DO THIS. Look through the listing for the word "full". Copy each line that has it.

STORED DATA.
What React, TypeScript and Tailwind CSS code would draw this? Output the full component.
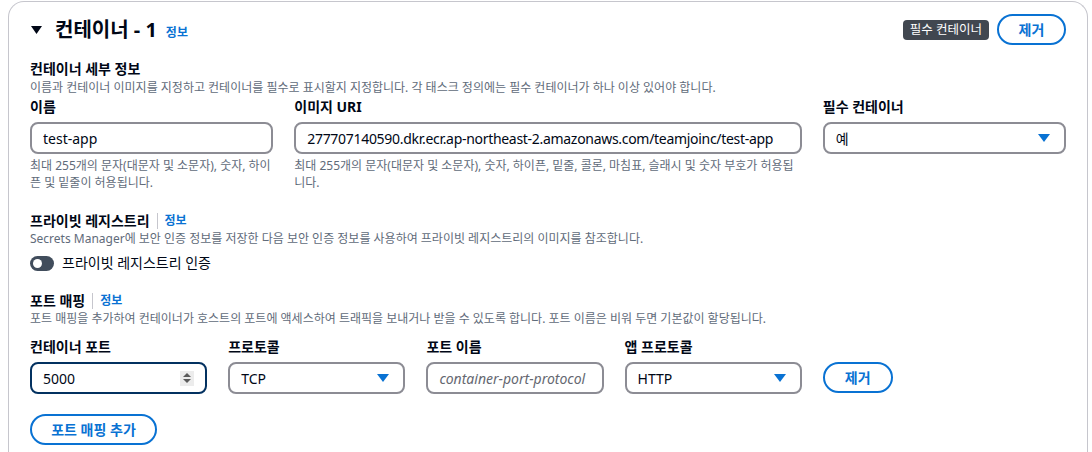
import React from "react";

const FONT = "font-['Noto_Sans','Noto_Sans_CJK_KR',sans-serif]";

function Caret() {
  return (
    <svg width="12" height="8" viewBox="0 0 12 8" className="shrink-0">
      <path d="M0 0 L12 0 L6 8 Z" fill="#0972d3" />
    </svg>
  );
}

function Info() {
  return <span className="text-[12px] font-bold text-[#0972d3]">정보</span>;
}

function Divider() {
  return <span className="mx-[7px] inline-block h-[16px] w-px bg-[#c6c6cd]" />;
}

function TextInput({ value, placeholder, focused, stepper, tight }: { value?: string; placeholder?: string; focused?: boolean; stepper?: boolean; tight?: boolean }) {
  return (
    <div
      className={`flex h-[32px] items-center rounded-lg border-2 px-[11px] ${
        focused ? "border-[#033160]" : "border-[#8c8c94]"
      }`}
    >
      {value ? (
        <span className={`flex-1 overflow-hidden whitespace-nowrap text-[14px] text-[#000716] ${tight ? "tracking-[-0.3px]" : ""}`}>{value}</span>
      ) : (
        <span className="flex-1 truncate text-[14px] italic text-[#656871]">{placeholder}</span>
      )}
      {stepper && (
        <div className="flex h-[15px] w-[14px] flex-col items-center justify-center gap-[2px] bg-[#ececec]">
          <svg width="8" height="4" viewBox="0 0 8 4"><path d="M0 4 L8 4 L4 0 Z" fill="#5b5b5b" /></svg>
          <svg width="8" height="4" viewBox="0 0 8 4"><path d="M0 0 L8 0 L4 4 Z" fill="#5b5b5b" /></svg>
        </div>
      )}
    </div>
  );
}

function SelectBox({ value }: { value: string }) {
  return (
    <div className="flex h-[32px] items-center justify-between rounded-lg border-2 border-[#8c8c94] pl-[11px] pr-[14px]">
      <span className="text-[14px] text-[#000716]">{value}</span>
      <Caret />
    </div>
  );
}

function Label({ children }: { children: React.ReactNode }) {
  return <div className="mb-[5px] text-[14px] font-bold leading-[20px] text-[#000716]">{children}</div>;
}

function Help({ children }: { children: React.ReactNode }) {
  return <div className="mt-[3px] text-[12px] leading-[17px] text-[#5f6b7a]">{children}</div>;
}

function OutlineButton({ children, className = "" }: { children: React.ReactNode; className?: string }) {
  return (
    <div
      className={`flex h-[31px] items-center justify-center rounded-full border-2 border-[#0972d3] text-[14px] font-bold text-[#0972d3] ${className}`}
    >
      {children}
    </div>
  );
}

export default function App() {
  return (
    <div className={`h-[452px] w-[1092px] overflow-hidden bg-white ${FONT}`}>
      <div className="ml-2 mt-px h-[520px] w-[1080px] rounded-t-2xl border border-b-0 border-[#c6c6cd] px-[21px] pt-[12px]">
        {/* header */}
        <div className="flex items-center justify-between">
          <div className="flex items-center">
            <svg width="11" height="8" viewBox="0 0 11 8" className="ml-[1px] mr-[13px]">
              <path d="M0 0 L11 0 L5.5 8 Z" fill="#000716" />
            </svg>
            <span className="text-[20px] font-bold leading-[24px] text-[#000716]">컨테이너 - 1</span>
            <span className="ml-[9px] mt-[2px]"><Info /></span>
          </div>
          <div className="flex items-center">
            <span className="rounded-[4px] bg-[#414750] px-[7px] text-[12.5px] leading-[20px] text-white">필수 컨테이너</span>
            <OutlineButton className="ml-[8px] w-[69px]">제거</OutlineButton>
          </div>
        </div>

        {/* container details */}
        <div className="mt-[14px] text-[14px] font-bold leading-[20px] text-[#000716]">컨테이너 세부 정보</div>
        <div className="mt-[1px] text-[12px] leading-[16px] text-[#5f6b7a]">
          이름과 컨테이너 이미지를 지정하고 컨테이너를 필수로 표시할지 지정합니다. 각 태스크 정의에는 필수 컨테이너가 하나 이상 있어야 합니다.
        </div>

        <div className="mt-[1px] grid grid-cols-4 gap-x-[21px]">
          <div>
            <Label>이름</Label>
            <TextInput value="test-app" />
            <Help>최대 255개의 문자(대문자 및 소문자), 숫자, 하이픈 및 밑줄이 허용됩니다.</Help>
          </div>
          <div className="col-span-2">
            <Label>이미지 URI</Label>
            <TextInput value="277707140590.dkr.ecr.ap-northeast-2.amazonaws.com/teamjoinc/test-app" tight />
            <Help>최대 255개의 문자(대문자 및 소문자), 숫자, 하이픈, 밑줄, 콜론, 마침표, 슬래시 및 숫자 부호가 허용됩니다.</Help>
          </div>
          <div>
            <Label>필수 컨테이너</Label>
            <SelectBox value="예" />
          </div>
        </div>

        {/* private registry */}
        <div className="mt-[20px] flex items-center text-[14px] font-bold leading-[20px] text-[#000716]">
          프라이빗 레지스트리
          <Divider />
          <Info />
        </div>
        <div className="text-[12px] leading-[16px] text-[#5f6b7a]">
          Secrets Manager에 보안 인증 정보를 저장한 다음 보안 인증 정보를 사용하여 프라이빗 레지스트리의 이미지를 참조합니다.
        </div>
        <div className="mt-[6px] flex items-center">
          <div className="flex h-[15px] w-[24px] items-center rounded-full bg-[#414d5c] pl-[3px]">
            <div className="h-[9px] w-[9px] rounded-full bg-white" />
          </div>
          <span className="ml-[8px] text-[14px] leading-[20px] text-[#000716]">프라이빗 레지스트리 인증</span>
        </div>

        {/* port mapping */}
        <div className="mt-[18px] flex items-center text-[14px] font-bold leading-[20px] text-[#000716]">
          포트 매핑
          <Divider />
          <Info />
        </div>
        <div className="text-[12px] leading-[16px] text-[#5f6b7a]">
          포트 매핑을 추가하여 컨테이너가 호스트의 포트에 액세스하여 트래픽을 보내거나 받을 수 있도록 합니다. 포트 이름은 비워 두면 기본값이 할당됩니다.
        </div>

        <div className="mt-[10px] grid grid-cols-4 gap-x-[21px]">
          <div className="col-span-3 grid grid-cols-4 gap-x-[21px]">
            <div>
              <Label>컨테이너 포트</Label>
              <TextInput value="5000" focused stepper />
            </div>
            <div>
              <Label>프로토콜</Label>
              <SelectBox value="TCP" />
            </div>
            <div>
              <Label>포트 이름</Label>
              <TextInput placeholder="container-port-protocol" />
            </div>
            <div>
              <Label>앱 프로토콜</Label>
              <SelectBox value="HTTP" />
            </div>
          </div>
          <div className="flex items-end">
            <OutlineButton className="mb-[1px] w-[70px]">제거</OutlineButton>
          </div>
        </div>

        <OutlineButton className="mt-[20px] w-[127px]">포트 매핑 추가</OutlineButton>
      </div>
    </div>
  );
}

EXERCISE RESULT.
What React, TypeScript and Tailwind CSS code would draw this? Output the full component.
      className={`flex h-[31px] items-center justify-center rounded-full border-2 border-[#0972d3] text-[14px] font-bold text-[#0972d3] ${className}`}
          <div className="flex h-[15px] w-[24px] items-center rounded-full bg-[#414d5c] pl-[3px]">
            <div className="h-[9px] w-[9px] rounded-full bg-white" />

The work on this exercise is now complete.